▶ [DATA BLOCK]:
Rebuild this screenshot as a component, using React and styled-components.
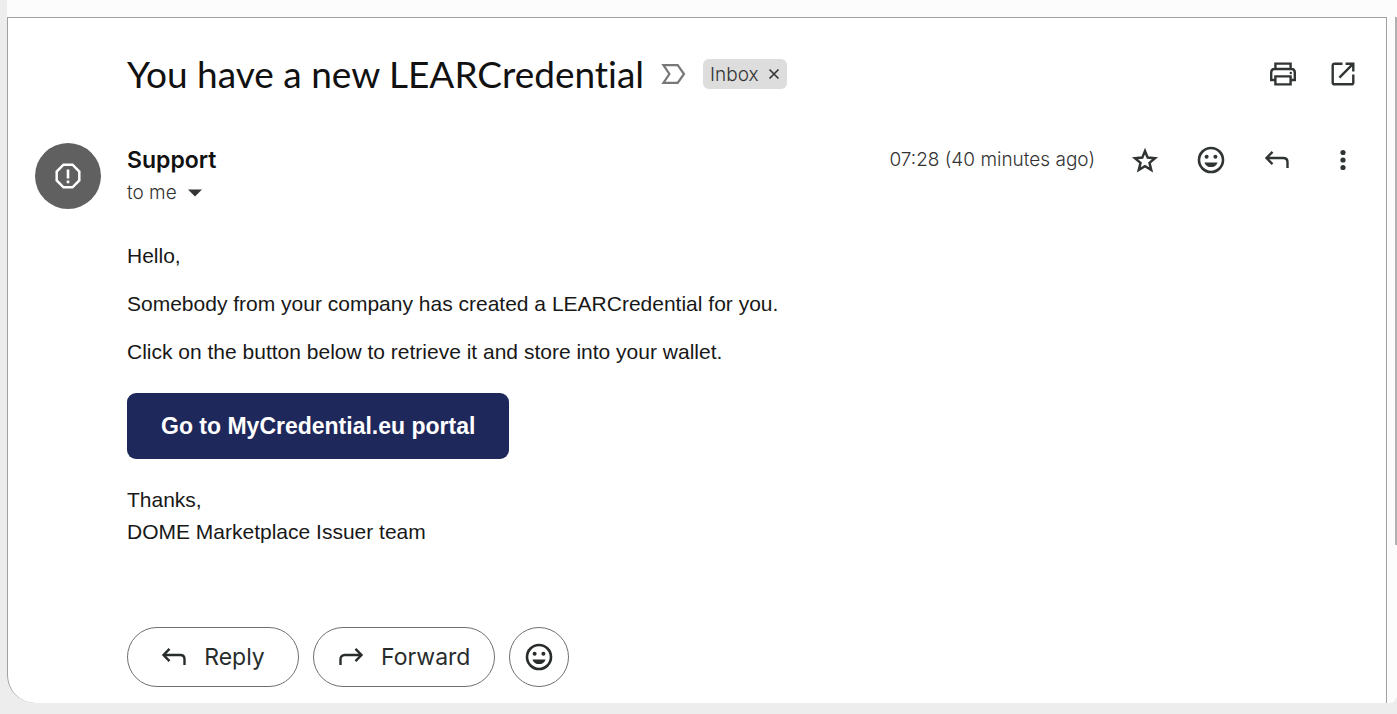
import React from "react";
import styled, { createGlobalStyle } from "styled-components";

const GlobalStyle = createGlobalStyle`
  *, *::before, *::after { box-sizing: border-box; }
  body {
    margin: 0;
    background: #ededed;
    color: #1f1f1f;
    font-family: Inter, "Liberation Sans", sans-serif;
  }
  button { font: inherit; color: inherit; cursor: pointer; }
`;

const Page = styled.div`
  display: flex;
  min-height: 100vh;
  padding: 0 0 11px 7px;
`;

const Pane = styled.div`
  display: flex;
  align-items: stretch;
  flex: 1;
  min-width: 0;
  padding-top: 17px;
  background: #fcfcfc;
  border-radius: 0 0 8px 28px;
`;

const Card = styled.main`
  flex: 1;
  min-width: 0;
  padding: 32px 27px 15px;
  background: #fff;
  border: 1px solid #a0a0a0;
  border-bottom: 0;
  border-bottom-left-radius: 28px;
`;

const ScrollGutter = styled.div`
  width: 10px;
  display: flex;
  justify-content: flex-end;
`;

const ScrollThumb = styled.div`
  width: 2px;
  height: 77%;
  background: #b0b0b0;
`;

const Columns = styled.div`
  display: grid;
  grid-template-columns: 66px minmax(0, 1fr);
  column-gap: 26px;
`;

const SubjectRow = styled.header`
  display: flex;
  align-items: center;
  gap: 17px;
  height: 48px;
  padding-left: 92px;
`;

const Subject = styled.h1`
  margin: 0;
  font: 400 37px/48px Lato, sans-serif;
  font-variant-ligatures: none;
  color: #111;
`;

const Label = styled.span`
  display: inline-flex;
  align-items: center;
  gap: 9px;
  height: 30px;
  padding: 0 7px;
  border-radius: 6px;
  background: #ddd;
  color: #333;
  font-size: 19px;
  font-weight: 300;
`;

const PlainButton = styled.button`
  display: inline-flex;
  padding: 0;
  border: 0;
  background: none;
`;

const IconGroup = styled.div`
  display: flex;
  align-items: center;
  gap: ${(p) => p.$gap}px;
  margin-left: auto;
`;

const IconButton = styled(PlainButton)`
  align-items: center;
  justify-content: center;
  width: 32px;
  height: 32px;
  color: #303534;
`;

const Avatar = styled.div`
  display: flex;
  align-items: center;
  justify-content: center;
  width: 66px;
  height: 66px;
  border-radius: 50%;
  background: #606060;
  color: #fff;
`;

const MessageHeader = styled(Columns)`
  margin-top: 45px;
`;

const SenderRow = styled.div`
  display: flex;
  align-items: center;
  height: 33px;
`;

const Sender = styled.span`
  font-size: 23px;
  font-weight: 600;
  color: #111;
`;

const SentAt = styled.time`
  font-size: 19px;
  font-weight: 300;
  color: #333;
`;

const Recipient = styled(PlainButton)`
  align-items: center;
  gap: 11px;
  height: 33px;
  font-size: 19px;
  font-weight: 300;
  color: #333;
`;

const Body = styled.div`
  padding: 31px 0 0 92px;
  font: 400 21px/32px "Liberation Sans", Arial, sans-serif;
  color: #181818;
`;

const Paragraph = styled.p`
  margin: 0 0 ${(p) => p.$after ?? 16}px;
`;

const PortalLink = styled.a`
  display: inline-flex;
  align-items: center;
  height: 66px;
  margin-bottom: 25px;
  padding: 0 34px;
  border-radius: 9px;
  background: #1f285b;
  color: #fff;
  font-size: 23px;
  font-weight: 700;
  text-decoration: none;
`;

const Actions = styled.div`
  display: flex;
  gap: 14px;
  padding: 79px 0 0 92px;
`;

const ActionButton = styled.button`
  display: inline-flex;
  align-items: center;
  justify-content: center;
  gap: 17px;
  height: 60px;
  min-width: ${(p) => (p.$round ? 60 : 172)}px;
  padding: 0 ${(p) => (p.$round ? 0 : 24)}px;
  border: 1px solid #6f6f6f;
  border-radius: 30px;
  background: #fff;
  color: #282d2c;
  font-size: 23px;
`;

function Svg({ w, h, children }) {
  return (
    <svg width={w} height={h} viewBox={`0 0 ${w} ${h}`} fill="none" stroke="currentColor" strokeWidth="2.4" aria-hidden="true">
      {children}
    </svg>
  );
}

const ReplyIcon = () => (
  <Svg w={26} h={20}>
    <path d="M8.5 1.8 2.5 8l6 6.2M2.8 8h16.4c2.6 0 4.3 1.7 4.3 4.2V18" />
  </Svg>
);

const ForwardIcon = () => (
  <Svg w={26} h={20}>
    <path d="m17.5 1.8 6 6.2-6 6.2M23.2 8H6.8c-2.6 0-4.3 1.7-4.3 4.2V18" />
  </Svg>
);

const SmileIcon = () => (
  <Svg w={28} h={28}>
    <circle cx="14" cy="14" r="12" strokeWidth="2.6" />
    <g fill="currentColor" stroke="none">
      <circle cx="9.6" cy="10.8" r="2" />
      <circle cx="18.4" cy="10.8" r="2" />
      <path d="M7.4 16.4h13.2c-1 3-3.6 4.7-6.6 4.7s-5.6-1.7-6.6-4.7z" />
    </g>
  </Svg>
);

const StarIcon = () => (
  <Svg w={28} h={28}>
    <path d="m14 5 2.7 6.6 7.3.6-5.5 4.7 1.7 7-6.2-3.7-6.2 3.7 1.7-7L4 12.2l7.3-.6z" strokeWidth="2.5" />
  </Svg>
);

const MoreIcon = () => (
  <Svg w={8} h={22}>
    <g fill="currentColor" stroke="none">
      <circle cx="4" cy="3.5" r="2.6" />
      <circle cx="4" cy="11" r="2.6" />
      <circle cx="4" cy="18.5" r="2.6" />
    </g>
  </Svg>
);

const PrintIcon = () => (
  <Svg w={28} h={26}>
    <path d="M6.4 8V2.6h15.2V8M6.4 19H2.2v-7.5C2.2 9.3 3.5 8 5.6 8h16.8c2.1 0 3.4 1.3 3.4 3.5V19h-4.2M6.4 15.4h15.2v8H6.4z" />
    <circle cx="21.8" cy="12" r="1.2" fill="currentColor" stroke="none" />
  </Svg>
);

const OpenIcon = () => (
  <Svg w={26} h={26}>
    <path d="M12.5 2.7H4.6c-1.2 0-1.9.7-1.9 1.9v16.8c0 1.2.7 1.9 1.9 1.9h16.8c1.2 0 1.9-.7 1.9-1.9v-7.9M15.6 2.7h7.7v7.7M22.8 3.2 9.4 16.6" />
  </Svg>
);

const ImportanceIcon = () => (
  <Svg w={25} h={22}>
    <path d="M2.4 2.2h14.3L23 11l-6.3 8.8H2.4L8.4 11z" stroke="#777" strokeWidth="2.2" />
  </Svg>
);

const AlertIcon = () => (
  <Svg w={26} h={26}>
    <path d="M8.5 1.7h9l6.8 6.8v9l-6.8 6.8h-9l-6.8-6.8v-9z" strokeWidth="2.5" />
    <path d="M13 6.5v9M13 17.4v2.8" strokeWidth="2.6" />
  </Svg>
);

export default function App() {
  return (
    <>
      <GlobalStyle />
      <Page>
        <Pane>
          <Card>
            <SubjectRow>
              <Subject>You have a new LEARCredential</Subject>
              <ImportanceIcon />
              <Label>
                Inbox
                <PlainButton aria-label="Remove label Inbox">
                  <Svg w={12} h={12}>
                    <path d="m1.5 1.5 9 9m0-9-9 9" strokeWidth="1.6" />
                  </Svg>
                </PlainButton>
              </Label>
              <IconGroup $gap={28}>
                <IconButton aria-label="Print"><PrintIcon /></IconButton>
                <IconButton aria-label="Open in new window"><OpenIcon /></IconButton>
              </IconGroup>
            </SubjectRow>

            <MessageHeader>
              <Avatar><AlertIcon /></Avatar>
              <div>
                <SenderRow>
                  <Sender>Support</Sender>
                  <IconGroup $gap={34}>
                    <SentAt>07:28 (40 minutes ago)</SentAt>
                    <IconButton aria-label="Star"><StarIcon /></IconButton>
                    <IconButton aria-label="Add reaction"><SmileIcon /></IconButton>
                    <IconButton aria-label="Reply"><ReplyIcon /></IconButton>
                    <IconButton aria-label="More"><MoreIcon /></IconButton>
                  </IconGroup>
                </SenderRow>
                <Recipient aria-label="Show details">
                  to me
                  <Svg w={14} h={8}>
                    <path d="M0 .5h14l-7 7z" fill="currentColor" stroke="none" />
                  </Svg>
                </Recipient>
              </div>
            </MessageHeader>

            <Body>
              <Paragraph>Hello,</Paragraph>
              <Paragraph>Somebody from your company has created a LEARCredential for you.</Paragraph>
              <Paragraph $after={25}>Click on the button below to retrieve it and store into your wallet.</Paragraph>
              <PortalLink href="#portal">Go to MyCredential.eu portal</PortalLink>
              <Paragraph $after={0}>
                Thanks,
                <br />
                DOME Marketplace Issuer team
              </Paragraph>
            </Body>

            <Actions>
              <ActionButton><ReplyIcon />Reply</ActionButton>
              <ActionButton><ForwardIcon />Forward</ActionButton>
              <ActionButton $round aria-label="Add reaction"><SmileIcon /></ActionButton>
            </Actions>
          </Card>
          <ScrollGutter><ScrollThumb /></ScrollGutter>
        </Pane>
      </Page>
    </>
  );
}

▶ [EXERCISE REQUIREMENTS]: Pull out each line holding the string "components".

▶ [SOLUTION FOR THIS TASK]:
Rebuild this screenshot as a component, using React and styled-components.
import styled, { createGlobalStyle } from "styled-components";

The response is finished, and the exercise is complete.